>> START

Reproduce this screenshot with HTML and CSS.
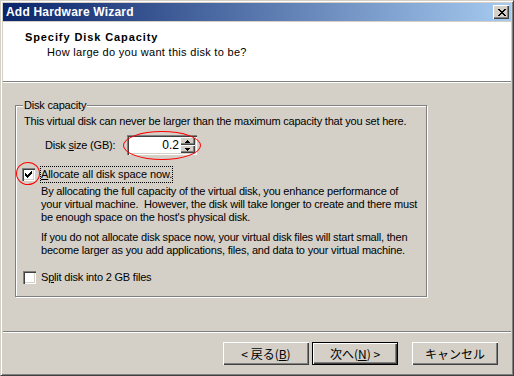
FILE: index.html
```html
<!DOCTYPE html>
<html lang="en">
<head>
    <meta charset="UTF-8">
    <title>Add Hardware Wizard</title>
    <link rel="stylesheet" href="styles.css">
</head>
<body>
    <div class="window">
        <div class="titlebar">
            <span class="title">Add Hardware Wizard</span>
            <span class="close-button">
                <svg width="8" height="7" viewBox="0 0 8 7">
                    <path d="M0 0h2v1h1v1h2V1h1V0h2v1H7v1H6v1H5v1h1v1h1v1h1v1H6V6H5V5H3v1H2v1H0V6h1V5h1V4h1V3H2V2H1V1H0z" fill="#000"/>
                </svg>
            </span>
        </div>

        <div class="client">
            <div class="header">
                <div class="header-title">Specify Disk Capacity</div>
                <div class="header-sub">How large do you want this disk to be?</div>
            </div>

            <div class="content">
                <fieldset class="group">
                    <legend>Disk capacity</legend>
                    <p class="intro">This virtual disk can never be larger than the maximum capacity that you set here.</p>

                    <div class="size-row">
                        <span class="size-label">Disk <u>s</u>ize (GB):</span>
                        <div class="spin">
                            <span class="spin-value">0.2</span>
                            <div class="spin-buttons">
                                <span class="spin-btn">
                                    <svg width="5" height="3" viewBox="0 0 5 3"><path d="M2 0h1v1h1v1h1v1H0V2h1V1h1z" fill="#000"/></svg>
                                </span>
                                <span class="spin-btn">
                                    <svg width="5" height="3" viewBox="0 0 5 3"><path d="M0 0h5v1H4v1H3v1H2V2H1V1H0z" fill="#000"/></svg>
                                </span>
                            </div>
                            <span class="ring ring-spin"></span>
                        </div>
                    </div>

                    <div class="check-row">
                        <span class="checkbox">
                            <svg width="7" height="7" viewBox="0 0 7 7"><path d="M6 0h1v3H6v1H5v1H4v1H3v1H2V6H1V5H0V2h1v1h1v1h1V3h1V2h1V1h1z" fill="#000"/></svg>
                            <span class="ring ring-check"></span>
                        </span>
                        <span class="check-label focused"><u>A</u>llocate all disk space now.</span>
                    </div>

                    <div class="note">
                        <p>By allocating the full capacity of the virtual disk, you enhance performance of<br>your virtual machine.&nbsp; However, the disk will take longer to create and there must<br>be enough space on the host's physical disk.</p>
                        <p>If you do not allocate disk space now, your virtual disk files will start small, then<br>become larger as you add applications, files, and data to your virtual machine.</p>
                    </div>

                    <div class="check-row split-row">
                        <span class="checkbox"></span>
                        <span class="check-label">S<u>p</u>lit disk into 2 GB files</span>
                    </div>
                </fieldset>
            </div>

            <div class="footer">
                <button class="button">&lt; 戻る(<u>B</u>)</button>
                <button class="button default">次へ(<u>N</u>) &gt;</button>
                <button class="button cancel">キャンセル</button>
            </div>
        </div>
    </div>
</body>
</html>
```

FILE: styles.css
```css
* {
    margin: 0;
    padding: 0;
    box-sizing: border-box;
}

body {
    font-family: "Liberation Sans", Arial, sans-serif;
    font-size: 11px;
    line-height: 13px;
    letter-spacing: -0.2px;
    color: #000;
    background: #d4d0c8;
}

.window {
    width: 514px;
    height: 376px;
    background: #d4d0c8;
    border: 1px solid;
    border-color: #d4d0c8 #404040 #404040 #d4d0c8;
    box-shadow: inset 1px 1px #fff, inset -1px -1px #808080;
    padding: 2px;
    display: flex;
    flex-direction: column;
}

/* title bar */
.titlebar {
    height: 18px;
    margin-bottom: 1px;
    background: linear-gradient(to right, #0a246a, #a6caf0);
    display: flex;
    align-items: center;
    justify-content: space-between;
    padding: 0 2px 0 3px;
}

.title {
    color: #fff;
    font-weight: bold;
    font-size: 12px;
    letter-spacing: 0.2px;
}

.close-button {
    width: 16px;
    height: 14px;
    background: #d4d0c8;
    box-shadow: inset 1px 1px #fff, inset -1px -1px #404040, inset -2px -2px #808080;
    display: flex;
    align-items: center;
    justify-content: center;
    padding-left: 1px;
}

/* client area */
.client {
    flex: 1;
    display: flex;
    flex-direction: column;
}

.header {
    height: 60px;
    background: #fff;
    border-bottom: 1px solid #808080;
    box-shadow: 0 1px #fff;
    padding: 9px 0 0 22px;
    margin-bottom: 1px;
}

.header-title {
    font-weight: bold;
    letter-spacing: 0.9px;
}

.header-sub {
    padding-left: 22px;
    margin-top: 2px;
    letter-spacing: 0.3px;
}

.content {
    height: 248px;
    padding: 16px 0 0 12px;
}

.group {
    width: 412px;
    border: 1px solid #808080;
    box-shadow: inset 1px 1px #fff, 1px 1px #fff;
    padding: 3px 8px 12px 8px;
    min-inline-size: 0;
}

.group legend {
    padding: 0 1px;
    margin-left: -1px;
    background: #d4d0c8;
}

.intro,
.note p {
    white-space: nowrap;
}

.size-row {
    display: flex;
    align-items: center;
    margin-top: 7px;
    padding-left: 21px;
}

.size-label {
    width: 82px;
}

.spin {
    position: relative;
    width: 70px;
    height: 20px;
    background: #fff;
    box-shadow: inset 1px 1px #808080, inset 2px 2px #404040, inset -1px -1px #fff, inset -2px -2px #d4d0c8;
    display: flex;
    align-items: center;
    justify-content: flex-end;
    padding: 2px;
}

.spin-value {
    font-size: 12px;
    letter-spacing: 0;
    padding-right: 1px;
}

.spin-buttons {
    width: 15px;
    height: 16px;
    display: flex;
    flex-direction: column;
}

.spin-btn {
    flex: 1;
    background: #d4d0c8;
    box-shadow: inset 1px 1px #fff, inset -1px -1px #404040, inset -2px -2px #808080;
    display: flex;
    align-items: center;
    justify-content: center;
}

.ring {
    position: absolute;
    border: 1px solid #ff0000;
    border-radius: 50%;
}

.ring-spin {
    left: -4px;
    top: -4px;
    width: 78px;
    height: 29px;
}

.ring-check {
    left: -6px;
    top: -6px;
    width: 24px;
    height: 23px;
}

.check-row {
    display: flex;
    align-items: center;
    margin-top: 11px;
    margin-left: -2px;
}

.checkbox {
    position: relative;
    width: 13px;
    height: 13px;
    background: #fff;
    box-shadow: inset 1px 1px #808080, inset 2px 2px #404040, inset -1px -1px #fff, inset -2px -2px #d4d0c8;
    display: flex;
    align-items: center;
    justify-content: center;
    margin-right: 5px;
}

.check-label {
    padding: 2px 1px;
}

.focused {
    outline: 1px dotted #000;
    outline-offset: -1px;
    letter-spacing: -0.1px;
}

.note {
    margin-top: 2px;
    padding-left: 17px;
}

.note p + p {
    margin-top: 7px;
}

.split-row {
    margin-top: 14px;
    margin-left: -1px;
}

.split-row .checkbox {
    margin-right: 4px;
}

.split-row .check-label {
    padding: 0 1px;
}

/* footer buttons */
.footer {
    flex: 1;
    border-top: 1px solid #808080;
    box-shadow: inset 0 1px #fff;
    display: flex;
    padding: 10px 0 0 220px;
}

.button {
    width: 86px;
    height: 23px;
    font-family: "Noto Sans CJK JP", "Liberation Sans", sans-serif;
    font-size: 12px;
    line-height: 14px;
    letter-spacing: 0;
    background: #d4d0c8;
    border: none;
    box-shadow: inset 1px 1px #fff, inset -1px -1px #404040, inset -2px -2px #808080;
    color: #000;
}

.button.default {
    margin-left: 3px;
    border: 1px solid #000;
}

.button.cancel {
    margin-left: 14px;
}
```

>> END

BRIEF: Reproduce the whole listing exactly, but not the images in it.

SOLUTION:
Reproduce this screenshot with HTML and CSS.
FILE: index.html
```html
<!DOCTYPE html>
<html lang="en">
<head>
    <meta charset="UTF-8">
    <title>Add Hardware Wizard</title>
    <link rel="stylesheet" href="styles.css">
</head>
<body>
    <div class="window">
        <div class="titlebar">
            <span class="title">Add Hardware Wizard</span>
            <span class="close-button">
                <svg width="8" height="7" viewBox="0 0 8 7">
                    <path d="M0 0h2v1h1v1h2V1h1V0h2v1H7v1H6v1H5v1h1v1h1v1h1v1H6V6H5V5H3v1H2v1H0V6h1V5h1V4h1V3H2V2H1V1H0z" fill="#000"/>
                </svg>
            </span>
        </div>

        <div class="client">
            <div class="header">
                <div class="header-title">Specify Disk Capacity</div>
                <div class="header-sub">How large do you want this disk to be?</div>
            </div>

            <div class="content">
                <fieldset class="group">
                    <legend>Disk capacity</legend>
                    <p class="intro">This virtual disk can never be larger than the maximum capacity that you set here.</p>

                    <div class="size-row">
                        <span class="size-label">Disk <u>s</u>ize (GB):</span>
                        <div class="spin">
                            <span class="spin-value">0.2</span>
                            <div class="spin-buttons">
                                <span class="spin-btn">
                                    <svg width="5" height="3" viewBox="0 0 5 3"><path d="M2 0h1v1h1v1h1v1H0V2h1V1h1z" fill="#000"/></svg>
                                </span>
                                <span class="spin-btn">
                                    <svg width="5" height="3" viewBox="0 0 5 3"><path d="M0 0h5v1H4v1H3v1H2V2H1V1H0z" fill="#000"/></svg>
                                </span>
                            </div>
                            <span class="ring ring-spin"></span>
                        </div>
                    </div>

                    <div class="check-row">
                        <span class="checkbox">
                            <svg width="7" height="7" viewBox="0 0 7 7"><path d="M6 0h1v3H6v1H5v1H4v1H3v1H2V6H1V5H0V2h1v1h1v1h1V3h1V2h1V1h1z" fill="#000"/></svg>
                            <span class="ring ring-check"></span>
                        </span>
                        <span class="check-label focused"><u>A</u>llocate all disk space now.</span>
                    </div>

                    <div class="note">
                        <p>By allocating the full capacity of the virtual disk, you enhance performance of<br>your virtual machine.&nbsp; However, the disk will take longer to create and there must<br>be enough space on the host's physical disk.</p>
                        <p>If you do not allocate disk space now, your virtual disk files will start small, then<br>become larger as you add applications, files, and data to your virtual machine.</p>
                    </div>

                    <div class="check-row split-row">
                        <span class="checkbox"></span>
                        <span class="check-label">S<u>p</u>lit disk into 2 GB files</span>
                    </div>
                </fieldset>
            </div>

            <div class="footer">
                <button class="button">&lt; 戻る(<u>B</u>)</button>
                <button class="button default">次へ(<u>N</u>) &gt;</button>
                <button class="button cancel">キャンセル</button>
            </div>
        </div>
    </div>
</body>
</html>
```

FILE: styles.css
```css
* {
    margin: 0;
    padding: 0;
    box-sizing: border-box;
}

body {
    font-family: "Liberation Sans", Arial, sans-serif;
    font-size: 11px;
    line-height: 13px;
    letter-spacing: -0.2px;
    color: #000;
    background: #d4d0c8;
}

.window {
    width: 514px;
    height: 376px;
    background: #d4d0c8;
    border: 1px solid;
    border-color: #d4d0c8 #404040 #404040 #d4d0c8;
    box-shadow: inset 1px 1px #fff, inset -1px -1px #808080;
    padding: 2px;
    display: flex;
    flex-direction: column;
}

/* title bar */
.titlebar {
    height: 18px;
    margin-bottom: 1px;
    background: linear-gradient(to right, #0a246a, #a6caf0);
    display: flex;
    align-items: center;
    justify-content: space-between;
    padding: 0 2px 0 3px;
}

.title {
    color: #fff;
    font-weight: bold;
    font-size: 12px;
    letter-spacing: 0.2px;
}

.close-button {
    width: 16px;
    height: 14px;
    background: #d4d0c8;
    box-shadow: inset 1px 1px #fff, inset -1px -1px #404040, inset -2px -2px #808080;
    display: flex;
    align-items: center;
    justify-content: center;
    padding-left: 1px;
}

/* client area */
.client {
    flex: 1;
    display: flex;
    flex-direction: column;
}

.header {
    height: 60px;
    background: #fff;
    border-bottom: 1px solid #808080;
    box-shadow: 0 1px #fff;
    padding: 9px 0 0 22px;
    margin-bottom: 1px;
}

.header-title {
    font-weight: bold;
    letter-spacing: 0.9px;
}

.header-sub {
    padding-left: 22px;
    margin-top: 2px;
    letter-spacing: 0.3px;
}

.content {
    height: 248px;
    padding: 16px 0 0 12px;
}

.group {
    width: 412px;
    border: 1px solid #808080;
    box-shadow: inset 1px 1px #fff, 1px 1px #fff;
    padding: 3px 8px 12px 8px;
    min-inline-size: 0;
}

.group legend {
    padding: 0 1px;
    margin-left: -1px;
    background: #d4d0c8;
}

.intro,
.note p {
    white-space: nowrap;
}

.size-row {
    display: flex;
    align-items: center;
    margin-top: 7px;
    padding-left: 21px;
}

.size-label {
    width: 82px;
}

.spin {
    position: relative;
    width: 70px;
    height: 20px;
    background: #fff;
    box-shadow: inset 1px 1px #808080, inset 2px 2px #404040, inset -1px -1px #fff, inset -2px -2px #d4d0c8;
    display: flex;
    align-items: center;
    justify-content: flex-end;
    padding: 2px;
}

.spin-value {
    font-size: 12px;
    letter-spacing: 0;
    padding-right: 1px;
}

.spin-buttons {
    width: 15px;
    height: 16px;
    display: flex;
    flex-direction: column;
}

.spin-btn {
    flex: 1;
    background: #d4d0c8;
    box-shadow: inset 1px 1px #fff, inset -1px -1px #404040, inset -2px -2px #808080;
    display: flex;
    align-items: center;
    justify-content: center;
}

.ring {
    position: absolute;
    border: 1px solid #ff0000;
    border-radius: 50%;
}

.ring-spin {
    left: -4px;
    top: -4px;
    width: 78px;
    height: 29px;
}

.ring-check {
    left: -6px;
    top: -6px;
    width: 24px;
    height: 23px;
}

.check-row {
    display: flex;
    align-items: center;
    margin-top: 11px;
    margin-left: -2px;
}

.checkbox {
    position: relative;
    width: 13px;
    height: 13px;
    background: #fff;
    box-shadow: inset 1px 1px #808080, inset 2px 2px #404040, inset -1px -1px #fff, inset -2px -2px #d4d0c8;
    display: flex;
    align-items: center;
    justify-content: center;
    margin-right: 5px;
}

.check-label {
    padding: 2px 1px;
}

.focused {
    outline: 1px dotted #000;
    outline-offset: -1px;
    letter-spacing: -0.1px;
}

.note {
    margin-top: 2px;
    padding-left: 17px;
}

.note p + p {
    margin-top: 7px;
}

.split-row {
    margin-top: 14px;
    margin-left: -1px;
}

.split-row .checkbox {
    margin-right: 4px;
}

.split-row .check-label {
    padding: 0 1px;
}

/* footer buttons */
.footer {
    flex: 1;
    border-top: 1px solid #808080;
    box-shadow: inset 0 1px #fff;
    display: flex;
    padding: 10px 0 0 220px;
}

.button {
    width: 86px;
    height: 23px;
    font-family: "Noto Sans CJK JP", "Liberation Sans", sans-serif;
    font-size: 12px;
    line-height: 14px;
    letter-spacing: 0;
    background: #d4d0c8;
    border: none;
    box-shadow: inset 1px 1px #fff, inset -1px -1px #404040, inset -2px -2px #808080;
    color: #000;
}

.button.default {
    margin-left: 3px;
    border: 1px solid #000;
}

.button.cancel {
    margin-left: 14px;
}
```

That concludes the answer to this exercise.